Well, you’ve got to test yourself, obviously. But how many of us do that on limited time we have, when we’d rather spend it actually getting the material into our heads in the first place?
On the other hand, you know it’s essential that your efforts pay off. Because no one has the time or energy to put effort into something that just goes nowhere. But while you already know that you keep forgetting the stuff you’ve already learned, in the absence of an alternative plan, you simply have to keep going and hope that enough of it sticks, to get that exam passed, and move on.
But what if there was an easier way? A much easier way? And what if this way meant that you’d remember what you’d learnt after the exam, so that you can actually make good use of it?
You know what I’m going to say, don’t you…
But you’ve got to do things a bit differently.
- You need to actively manipulate the information in your mind, in order for your brain to make sense of it. So you need to work with it. There are a variety of ways of doing this – making notes, for example. If you’re smart, you’ll be doing that the particular way your brain prefers to process information.
- Devise a test question for yourself that will have you check you still know the information in that set of notes you’ve made. Not an exam-type question, but simply a prompt for that chunk. And write it on the reverse side of the paper you’ve created your revision notes on.
- This means that when you test yourself, you can look at the question without seeing your notes first. A lot of people make that mistake and all they’re doing then is testing their short-term memory, because they’ve just seen the very thing they’re going to test.
- Once you’ve tested yourself, turn the paper over and check you remembered everything you intended to.
Do this on a regular basis, and according to the Learning Cycle. When you do, all that effort you’ve made to get that information into your head will be worthwhile, because this process will make sure you keep it there.

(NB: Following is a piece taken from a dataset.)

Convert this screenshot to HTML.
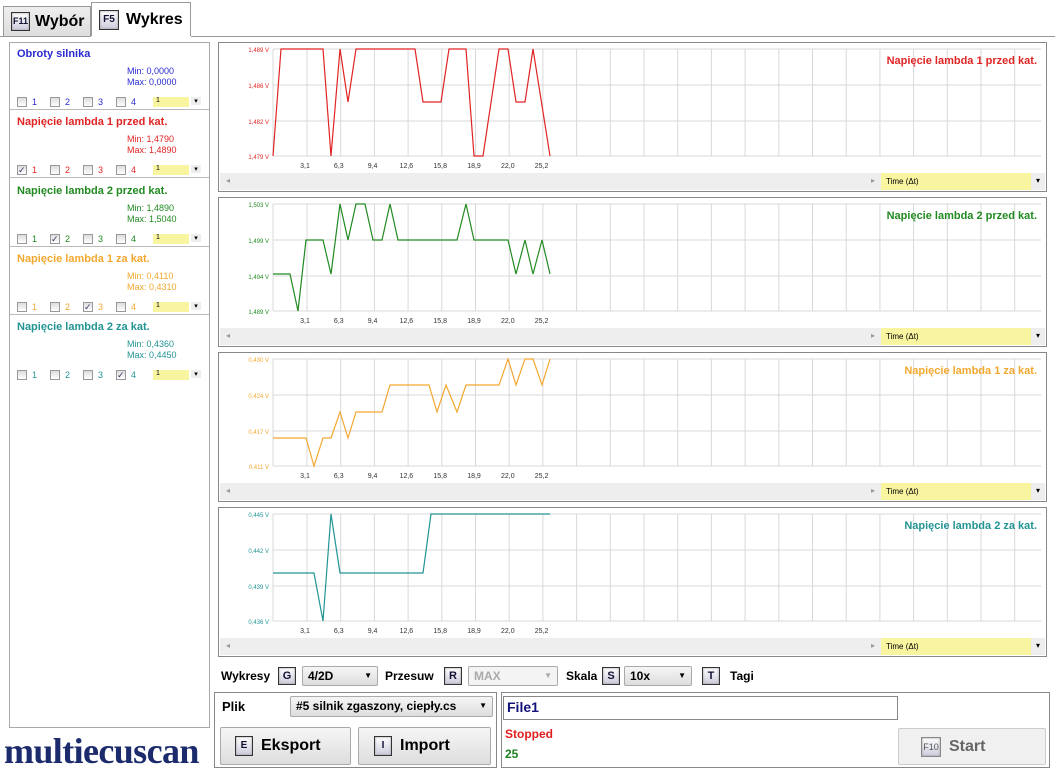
<!DOCTYPE html>
<html><head><meta charset="utf-8"><style>
*{box-sizing:border-box;margin:0;padding:0}
body{width:1055px;height:768px;background:#fff;font-family:"Liberation Sans",Arial,sans-serif;position:relative;overflow:hidden}
.abs{position:absolute}
.tab{position:absolute;top:3px;height:33px;border:1px solid #999;border-bottom:none;font-weight:bold;font-size:16px;display:flex;align-items:center;padding-left:7px;white-space:nowrap}
.key{display:inline-block;border:1px solid #333;background:linear-gradient(#fff,#ccd);color:#113;font-weight:bold;text-align:center;font-size:11px;box-shadow:inset 0 0 2px #999}
.sec{position:absolute;left:10px;width:199px;border-bottom:1px solid #bbb;font-size:9px}
.sec .t{position:absolute;left:7px;top:6px;font-size:11px;font-weight:bold}
.sec .mm{position:absolute;left:117px;top:24px;line-height:11px}
.sec .cb{position:absolute;top:55px;display:flex;align-items:center;gap:5px}
.cbx{width:10px;height:10px;border:1px solid #999;background:linear-gradient(#ddd,#fff);font-size:9px;line-height:9px;color:#336}
.ysel{position:absolute;left:143px;top:55px;width:36px;height:10px;background:#f8f4a0;font-size:7px;padding-left:3px;color:#000}
.ysel:after{content:"▾";position:absolute;right:-12px;width:10px;background:#eee;text-align:center;color:#000}
.panel{position:absolute;left:218px;width:829px;height:150px;border:1px solid #888}
.sb{position:absolute;left:1px;right:1px;top:130px;height:17px;background:#eee;font-size:9px}
.tm{position:absolute;left:661px;top:0;width:150px;height:17px;background:#f8f4a0;line-height:17px;padding-left:5px;font-size:8px}
.btn{position:absolute;border:1px solid #aaa;background:linear-gradient(#f6f6f6,#ddd);border-radius:2px;font-weight:bold;display:flex;align-items:center}
.dd{position:absolute;border:1px solid #aaa;background:linear-gradient(#f6f6f6,#ddd);font-size:12px;font-weight:bold;padding-left:5px;line-height:18px;border-radius:2px}
.tl{position:absolute;font-size:12px;font-weight:bold;top:669px}
</style></head><body>
<div class="tab" style="left:3px;width:88px;top:6px;height:30px;background:linear-gradient(#eee,#ddd)"><span class="key" style="width:19px;height:19px;line-height:17px;font-size:9px;margin-right:5px">F11</span>Wybór</div>
<div class="tab" style="left:91px;width:100px;background:#fff;height:34px;top:2px"><span class="key" style="width:20px;height:20px;line-height:18px;font-size:10px;margin-right:7px">F5</span>Wykres</div>
<div class="abs" style="left:0;top:36px;width:91px;border-top:1px solid #999"></div>
<div class="abs" style="left:191px;top:36px;width:864px;border-top:1px solid #999"></div>
<div class="abs" style="left:9px;top:42px;width:201px;height:686px;border:1px solid #aaa"></div>
<div id="secs"></div>
<div id="charts"></div>

<div class="tl" style="left:221px">Wykresy</div>
<span class="key abs" style="left:278px;top:667px;width:18px;height:18px;line-height:16px">G</span>
<div class="dd" style="left:302px;top:666px;width:76px;height:20px">4/2D<span style="position:absolute;right:5px;font-size:8px">▼</span></div>
<div class="tl" style="left:385px">Przesuw</div>
<span class="key abs" style="left:444px;top:667px;width:18px;height:18px;line-height:16px">R</span>
<div class="dd" style="left:468px;top:666px;width:90px;height:20px;color:#aaa;background:#f4f4f4">MAX<span style="position:absolute;right:5px;font-size:8px">▼</span></div>
<div class="tl" style="left:566px">Skala</div>
<span class="key abs" style="left:602px;top:667px;width:18px;height:18px;line-height:16px">S</span>
<div class="dd" style="left:624px;top:666px;width:68px;height:20px">10x<span style="position:absolute;right:5px;font-size:8px">▼</span></div>
<span class="key abs" style="left:702px;top:667px;width:18px;height:18px;line-height:16px">T</span>
<div class="tl" style="left:730px">Tagi</div>

<div class="abs" style="left:214px;top:692px;width:283px;height:76px;border:1px solid #888"></div>
<div class="abs" style="left:222px;top:699px;font-size:13px;font-weight:bold">Plik</div>
<div class="dd" style="left:290px;top:696px;width:203px;height:21px;font-size:12px">#5 silnik zgaszony, ciepły.cs<span style="position:absolute;right:5px;font-size:8px">▼</span></div>
<div class="btn" style="left:220px;top:727px;width:131px;height:38px;font-size:16px"><span class="key" style="width:18px;height:20px;line-height:18px;margin:0 8px 0 14px;font-size:10px">E</span>Eksport</div>
<div class="btn" style="left:358px;top:727px;width:133px;height:38px;font-size:16px"><span class="key" style="width:18px;height:20px;line-height:18px;margin:0 8px 0 15px;font-size:10px">I</span>Import</div>
<div class="abs" style="left:4px;top:731px;font-family:'Liberation Serif',serif;font-size:36px;font-weight:bold;color:#1c2b6b;letter-spacing:-0.6px;line-height:40px">multiecuscan</div>

<div class="abs" style="left:501px;top:692px;width:549px;height:76px;border:1px solid #888"></div>
<div class="abs" style="left:503px;top:696px;width:395px;height:24px;border:1px solid #888;font-size:14px;font-weight:bold;color:#12127a;padding:2px 3px">File1</div>
<div class="abs" style="left:505px;top:727px;font-size:12px;font-weight:bold;color:#e02020">Stopped</div>
<div class="abs" style="left:505px;top:747px;font-size:12px;font-weight:bold;color:#208020">25</div>
<div class="btn" style="left:898px;top:728px;width:148px;height:37px;font-size:16px;color:#666;background:#f0f0f0;border-color:#ccc"><span class="key" style="width:20px;height:20px;line-height:18px;margin:0 8px 0 22px;font-size:9px;color:#555;border-color:#888;font-weight:normal">F10</span>Start</div>

<script>
var S=[["Obroty silnika","#2a2ad0","0,0000","0,0000",-1,42],["Napięcie lambda 1 przed kat.","#e02424","1,4790","1,4890",0,110],["Napięcie lambda 2 przed kat.","#218a21","1,4890","1,5040",1,179],["Napięcie lambda 1 za kat.","#f2a830","0,4110","0,4310",2,247],["Napięcie lambda 2 za kat.","#239494","0,4360","0,4450",3,315]];
var h="";
S.forEach(function(s,i){
 h+='<div class="sec" style="top:'+s[5]+'px;height:'+(i==4?412:68)+'px;color:'+s[1]+(i==4?';border-bottom:none':'')+'"><div class="t">'+s[0]+'</div><div class="mm">Min: '+s[2]+'<br>Max: '+s[3]+'</div>';
 for(var k=0;k<4;k++){h+='<div class="cb" style="left:'+(7+k*33)+'px"><div class="cbx">'+(k==s[4]?'✓':'')+'</div>'+(k+1)+'</div>';}
 h+='<div class="ysel">1</div></div>';
});
document.getElementById("secs").innerHTML=h;
var C=[
["Napięcie lambda 1 przed kat.","#e02424",["1,489 V","1,486 V","1,482 V","1,479 V"],"272,155 280,48 322,48 330,155 339,48 347,101 355,48 414,48 422,101 440,101 448,48 465,48 473,155 482,155 498,48 507,48 515,101 524,101 532,48 549,155"],
["Napięcie lambda 2 przed kat.","#218a21",["1,503 V","1,499 V","1,494 V","1,489 V"],"272,118 289,118 297,155 305,84 322,84 330,118 339,48 347,84 355,48 364,48 372,84 381,84 389,48 397,84 456,84 465,48 473,84 507,84 515,118 524,84 532,118 541,84 549,118"],
["Napięcie lambda 1 za kat.","#f2a830",["0,430 V","0,424 V","0,417 V","0,411 V"],"272,127 305,127 313,155 322,127 330,127 339,101 347,127 355,101 381,101 389,74 428,74 436,101 445,74 456,101 465,74 498,74 507,48 515,74 524,48 532,48 541,74 549,48"],
["Napięcie lambda 2 za kat.","#239494",["0,445 V","0,442 V","0,439 V","0,436 V"],"272,107 313,107 322,155 330,48 339,107 422,107 430,48 549,48"]];
var g="";
C.forEach(function(c,i){
 var top=42+i*155;
 var svg='<svg width="829" height="130" style="position:absolute;left:0;top:0">';
 var ox=218;
 for(var x=0;x<23;x++){var gx=306+x*33.7-ox;if(gx<825)svg+='<line x1="'+gx+'" y1="6" x2="'+gx+'" y2="113" stroke="#d8d8d8"/>';}
 [6,42,78,113].forEach(function(y,j){svg+='<line x1="54" y1="'+y+'" x2="822" y2="'+y+'" stroke="#d8d8d8"/><text x="50" y="'+(y+3)+'" font-size="6" fill="'+c[1]+'" text-anchor="end" font-family="Liberation Sans">'+c[2][j]+'</text>';});
 svg+='<line x1="54" y1="6" x2="54" y2="113" stroke="#d8d8d8"/>';
 ["3,1","6,3","9,4","12,6","15,8","18,9","22,0","25,2"].forEach(function(t,j){svg+='<text x="'+(304+j*33.8-ox)+'" y="125" font-size="7" fill="#333" text-anchor="middle" font-family="Liberation Sans">'+t+'</text>';});
 var pts=c[3].split(" ").map(function(p){var a=p.split(",");return (a[0]-ox)+","+(a[1]-42);}).join(" ");
 svg+='<polyline points="'+pts+'" fill="none" stroke="'+c[1]+'" stroke-width="1.2"/>';
 svg+='<text x="818" y="21" font-size="11" font-weight="bold" fill="'+c[1]+'" text-anchor="end" font-family="Liberation Sans">'+c[0]+'</text></svg>';
 g+='<div class="panel" style="top:'+top+'px">'+svg+'<div class="sb"><span style="position:absolute;left:6px;top:3px;color:#999;font-size:8px">◂</span><span style="position:absolute;left:651px;top:3px;color:#999;font-size:8px">▸</span><div class="tm">Time (Δt)</div><span style="position:absolute;right:5px;top:3px;font-size:8px">▾</span></div></div>';
});
document.getElementById("charts").innerHTML=g;
</script>
</body></html>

By the way, recent research seems to indicate that it doesn’t even matter quite so much if your memory of that information is perfectly preserved or not, as long as you make the effort to remember it as best you can. Obviously, if you don’t remember any of it – you don’t know it, and you need to start again!
Every time that memory is retrieved, especially if you had to work hard to do so, it becomes connected to new sensations and contexts. And the more connected it is, the easier it’ll be to recall another time, for example in an exam, or when you want to impress your teacher, an examiner or your girlfriend!